Second, such a reply is quite unbelievable for a company that wants to stay in business. I wonder how your boss would react to these facts becoming duly publicized after having been ignored by the team. (While on the point, another thing that has been ignored is the hugely important in the modern machine-learning-oriented world ability of Postgres to work with vectors through the pgvector extension, which AWS has since May and which I have been asking for from PA for months.)

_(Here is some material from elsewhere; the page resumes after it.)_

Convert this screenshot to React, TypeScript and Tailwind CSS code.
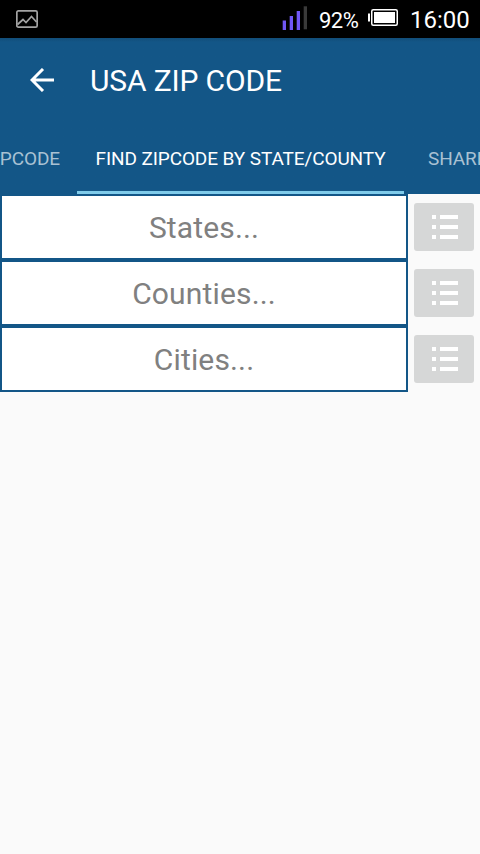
const FIELDS = ['States...', 'Counties...', 'Cities...']

function StatusBar() {
  return (
    <div className="flex h-[38px] items-center bg-black text-white">
      <svg className="ml-4 h-[18px] w-[22px]" viewBox="0 0 22 18" fill="none" stroke="#a3a3a3" strokeWidth="1.7">
        <rect x="0.85" y="0.85" width="20.3" height="16.3" rx="1.5" />
        <path d="M1.5 14.5L7 9.5L10 12.5L15.5 6.5L20.5 12" />
      </svg>
      <div className="flex-1" />
      <svg className="mb-0.5 h-6 w-[25px]" viewBox="0 0 25 24">
        <path d="M0.7 14.5h3.3v9.5h-3.3zM7.7 10h3.3v14h-3.3zM14.7 5h3.3v19h-3.3z" fill="#7057f5" />
        <path d="M21.7 0.3h3.3v23h-3.3z" fill="#3a3a3a" />
      </svg>
      <span className="ml-3 mt-[3px] w-[49px] whitespace-nowrap text-[22px] leading-none tracking-[-0.5px]">92%</span>
      <svg className="mb-1 h-[17px] w-[30px]" viewBox="0 0 30 17">
        <rect x="0" y="4.5" width="2" height="8" fill="#fff" />
        <rect x="3.75" y="0.75" width="25.5" height="15.5" rx="1.5" fill="none" stroke="#fff" strokeWidth="1.5" />
        <rect x="6" y="3" width="21" height="11" fill="#fff" />
      </svg>
      <span className="ml-3 mt-0.5 w-[70px] whitespace-nowrap text-[24px] leading-none">16:00</span>
    </div>
  )
}

function ListButton() {
  return (
    <button type="button" aria-label="List" className="h-12 w-[60px] rounded-[3px] bg-[#d6d7d7]">
      <svg className="h-12 w-[60px]" viewBox="0 0 60 48" fill="#fff">
        <path d="M18 12h4v4h-4zM26 12h18v4H26zM18 22h4v4h-4zM26 22h18v4H26zM18 32h4v4h-4zM26 32h18v4H26z" />
      </svg>
    </button>
  )
}

export default function App() {
  return (
    <div className="h-[854px] w-[480px] overflow-hidden bg-[#fafafa] font-[Roboto,sans-serif]">
      <StatusBar />

      <header className="h-[156px] bg-[#135687] bg-linear-to-b from-[#114d79] to-[#135687] to-[4px] text-white">
        <div className="flex h-[84px] items-center">
          <svg className="ml-[30px] h-6 w-6" viewBox="0 0 24 24" fill="none" stroke="#fff" strokeWidth="3">
            <path d="M24 12H2M13 1L2 12L13 23" />
          </svg>
          <h1 className="ml-9 mt-0.5 whitespace-nowrap text-[30px] leading-none tracking-[-0.15px]">USA ZIP CODE</h1>
        </div>

        <nav className="flex h-[72px] overflow-hidden whitespace-nowrap text-[19px] leading-[73px] tracking-[-0.1px]">
          <div className="flex w-[77px] shrink-0 justify-end pr-[17px] text-[#a9c1d3]">ZIPCODE</div>
          <div className="w-[327px] shrink-0 border-b-[3px] border-[#7fcbea] text-center">FIND ZIPCODE BY STATE/COUNTY</div>
          <div className="shrink-0 pl-6 text-[#a9c1d3]">SHARE</div>
        </nav>
      </header>

      <main>
        {FIELDS.map((label) => (
          <div key={label} className="flex h-[66px] items-center">
            <div className="mr-1.5 h-full w-[408px] border-2 border-[#135687] bg-white text-center text-[30px] leading-[64px] tracking-[0.15px] text-[#808080]">
              {label}
            </div>
            <ListButton />
          </div>
        ))}
      </main>
    </div>
  )
}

Hi there. We primarily aim to simplify web hosting for Python developers, not provide equal or better performance than AWS. Your request for the pgvector extension was added to our backlog, not ignored. We're a small team and unfortunately don't have the bandwidth to implement every new feature that gets requested, as we have other high-priority tasks that need addressing. If performance and up-to-date Postgres extensions are your priority, then AWS might be the better fit for you.

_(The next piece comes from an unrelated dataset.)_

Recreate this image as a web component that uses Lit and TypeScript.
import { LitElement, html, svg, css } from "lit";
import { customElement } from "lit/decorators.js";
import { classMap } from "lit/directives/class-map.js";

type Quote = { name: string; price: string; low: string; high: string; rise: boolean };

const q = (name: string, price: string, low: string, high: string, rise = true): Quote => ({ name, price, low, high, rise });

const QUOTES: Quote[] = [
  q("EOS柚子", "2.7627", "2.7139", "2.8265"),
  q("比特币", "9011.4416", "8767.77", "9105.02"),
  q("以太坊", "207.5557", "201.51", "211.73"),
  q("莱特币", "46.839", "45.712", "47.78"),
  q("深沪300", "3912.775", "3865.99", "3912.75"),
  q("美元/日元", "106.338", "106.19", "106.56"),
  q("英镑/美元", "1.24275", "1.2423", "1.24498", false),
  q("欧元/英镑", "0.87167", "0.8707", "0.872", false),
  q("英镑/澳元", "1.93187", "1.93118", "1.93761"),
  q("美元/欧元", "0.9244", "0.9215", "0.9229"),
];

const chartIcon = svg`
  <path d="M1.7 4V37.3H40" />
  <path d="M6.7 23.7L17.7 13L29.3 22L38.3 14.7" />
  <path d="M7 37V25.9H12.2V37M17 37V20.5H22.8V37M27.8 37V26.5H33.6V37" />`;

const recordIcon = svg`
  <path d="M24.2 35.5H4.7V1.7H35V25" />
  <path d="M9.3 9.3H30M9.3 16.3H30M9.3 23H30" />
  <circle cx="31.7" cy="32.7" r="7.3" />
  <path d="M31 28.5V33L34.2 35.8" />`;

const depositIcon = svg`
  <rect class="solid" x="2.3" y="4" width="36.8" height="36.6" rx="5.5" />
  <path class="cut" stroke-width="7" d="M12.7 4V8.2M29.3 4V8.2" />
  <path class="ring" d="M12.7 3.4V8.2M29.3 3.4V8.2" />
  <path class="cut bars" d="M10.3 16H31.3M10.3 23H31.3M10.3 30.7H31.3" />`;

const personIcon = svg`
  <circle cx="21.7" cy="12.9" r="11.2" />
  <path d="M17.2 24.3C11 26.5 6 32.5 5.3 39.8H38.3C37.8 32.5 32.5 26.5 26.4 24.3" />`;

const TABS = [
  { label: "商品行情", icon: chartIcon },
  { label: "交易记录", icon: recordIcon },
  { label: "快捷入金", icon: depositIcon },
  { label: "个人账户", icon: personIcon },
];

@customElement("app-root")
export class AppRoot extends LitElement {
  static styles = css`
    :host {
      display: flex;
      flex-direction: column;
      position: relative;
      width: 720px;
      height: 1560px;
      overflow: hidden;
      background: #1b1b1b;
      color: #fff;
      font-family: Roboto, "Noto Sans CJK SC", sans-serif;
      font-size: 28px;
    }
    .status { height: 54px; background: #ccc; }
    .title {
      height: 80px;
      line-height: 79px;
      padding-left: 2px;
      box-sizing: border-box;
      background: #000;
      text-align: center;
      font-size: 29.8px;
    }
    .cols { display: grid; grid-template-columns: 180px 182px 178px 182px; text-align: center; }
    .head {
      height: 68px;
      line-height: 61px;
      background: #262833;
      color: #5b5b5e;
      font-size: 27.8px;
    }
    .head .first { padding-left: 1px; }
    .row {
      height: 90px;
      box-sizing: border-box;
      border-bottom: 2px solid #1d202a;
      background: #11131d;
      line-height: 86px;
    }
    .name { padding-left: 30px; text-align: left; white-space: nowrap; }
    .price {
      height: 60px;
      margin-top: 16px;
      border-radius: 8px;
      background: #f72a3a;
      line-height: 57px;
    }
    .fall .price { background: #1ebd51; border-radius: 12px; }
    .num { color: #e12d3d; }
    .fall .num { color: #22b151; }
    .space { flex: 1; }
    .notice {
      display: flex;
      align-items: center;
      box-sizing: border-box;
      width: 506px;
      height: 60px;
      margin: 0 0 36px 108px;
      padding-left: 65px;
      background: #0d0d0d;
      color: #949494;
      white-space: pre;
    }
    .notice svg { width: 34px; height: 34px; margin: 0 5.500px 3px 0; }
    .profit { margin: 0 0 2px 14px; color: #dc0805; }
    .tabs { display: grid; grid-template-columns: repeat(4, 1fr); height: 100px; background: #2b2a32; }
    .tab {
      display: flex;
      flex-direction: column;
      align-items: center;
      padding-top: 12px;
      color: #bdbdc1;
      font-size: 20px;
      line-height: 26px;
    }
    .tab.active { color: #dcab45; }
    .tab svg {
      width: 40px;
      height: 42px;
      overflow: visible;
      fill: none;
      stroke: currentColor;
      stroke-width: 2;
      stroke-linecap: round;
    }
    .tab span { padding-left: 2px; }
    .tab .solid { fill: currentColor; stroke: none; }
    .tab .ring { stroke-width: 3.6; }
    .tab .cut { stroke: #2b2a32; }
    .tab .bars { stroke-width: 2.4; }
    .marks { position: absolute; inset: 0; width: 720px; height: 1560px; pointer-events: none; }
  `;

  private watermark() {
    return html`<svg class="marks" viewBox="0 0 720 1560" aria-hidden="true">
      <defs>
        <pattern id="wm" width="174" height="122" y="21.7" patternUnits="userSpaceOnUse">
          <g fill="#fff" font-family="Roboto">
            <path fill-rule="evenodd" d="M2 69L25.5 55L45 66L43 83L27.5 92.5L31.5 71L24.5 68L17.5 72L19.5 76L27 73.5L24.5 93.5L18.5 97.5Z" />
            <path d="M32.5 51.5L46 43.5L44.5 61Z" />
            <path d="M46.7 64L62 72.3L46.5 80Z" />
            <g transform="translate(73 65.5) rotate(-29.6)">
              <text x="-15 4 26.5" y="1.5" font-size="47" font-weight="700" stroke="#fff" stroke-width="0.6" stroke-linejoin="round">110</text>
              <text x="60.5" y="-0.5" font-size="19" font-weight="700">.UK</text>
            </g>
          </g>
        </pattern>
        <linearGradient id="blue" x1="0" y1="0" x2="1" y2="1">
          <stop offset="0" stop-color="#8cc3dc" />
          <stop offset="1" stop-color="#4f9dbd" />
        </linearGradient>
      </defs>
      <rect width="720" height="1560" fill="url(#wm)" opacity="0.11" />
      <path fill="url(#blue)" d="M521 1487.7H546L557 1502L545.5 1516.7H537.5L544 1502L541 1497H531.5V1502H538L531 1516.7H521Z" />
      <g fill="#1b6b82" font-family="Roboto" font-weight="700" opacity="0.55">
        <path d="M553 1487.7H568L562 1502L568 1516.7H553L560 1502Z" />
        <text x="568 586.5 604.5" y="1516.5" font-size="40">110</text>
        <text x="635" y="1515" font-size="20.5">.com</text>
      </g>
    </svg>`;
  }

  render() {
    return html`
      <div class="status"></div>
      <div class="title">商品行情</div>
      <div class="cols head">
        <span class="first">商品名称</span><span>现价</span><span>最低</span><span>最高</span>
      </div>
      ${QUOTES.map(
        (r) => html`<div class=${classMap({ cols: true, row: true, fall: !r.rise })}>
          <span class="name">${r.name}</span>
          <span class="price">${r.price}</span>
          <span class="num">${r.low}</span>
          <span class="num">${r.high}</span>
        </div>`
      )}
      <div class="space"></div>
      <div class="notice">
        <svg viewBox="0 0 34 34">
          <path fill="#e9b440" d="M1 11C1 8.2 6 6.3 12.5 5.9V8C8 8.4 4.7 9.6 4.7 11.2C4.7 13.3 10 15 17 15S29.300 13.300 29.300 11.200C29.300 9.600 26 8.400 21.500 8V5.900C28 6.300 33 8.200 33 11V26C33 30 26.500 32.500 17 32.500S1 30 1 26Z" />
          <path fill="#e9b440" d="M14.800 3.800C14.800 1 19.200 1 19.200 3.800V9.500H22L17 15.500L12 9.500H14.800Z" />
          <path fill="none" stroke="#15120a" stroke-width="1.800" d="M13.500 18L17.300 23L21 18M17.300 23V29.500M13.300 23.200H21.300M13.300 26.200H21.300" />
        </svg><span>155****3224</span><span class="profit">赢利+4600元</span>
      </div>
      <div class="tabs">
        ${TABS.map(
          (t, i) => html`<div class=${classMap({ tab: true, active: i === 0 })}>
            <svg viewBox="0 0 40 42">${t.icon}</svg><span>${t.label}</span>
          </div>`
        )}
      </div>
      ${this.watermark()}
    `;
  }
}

I would argue that installing pgvector presents a very high benefit to investment ratio. In particular, my original issue might disappear. The only reason I have to perform these huge reads from the database is because I perform exact KNN searches over hundreds of thousands of vectors. With pgvector, an approximate KNN search query would be fast and return a small result set. This would also reduce the overall load of the system and actually save PA money. And the investment is, well, come on, how long can installing an extension take? This correspondence probably took you much longer than resolving the issue would have taken!

I would really hate to have to rework my backend to run on EC2 and to leave PA, and then hear in a few months that you finally got to this item in the backlog and the move could be avoided. So, please, can you accommodate this request and give this feature urgent precedence?

It is in our backlog and we may do it at some point. That is all that we can promise.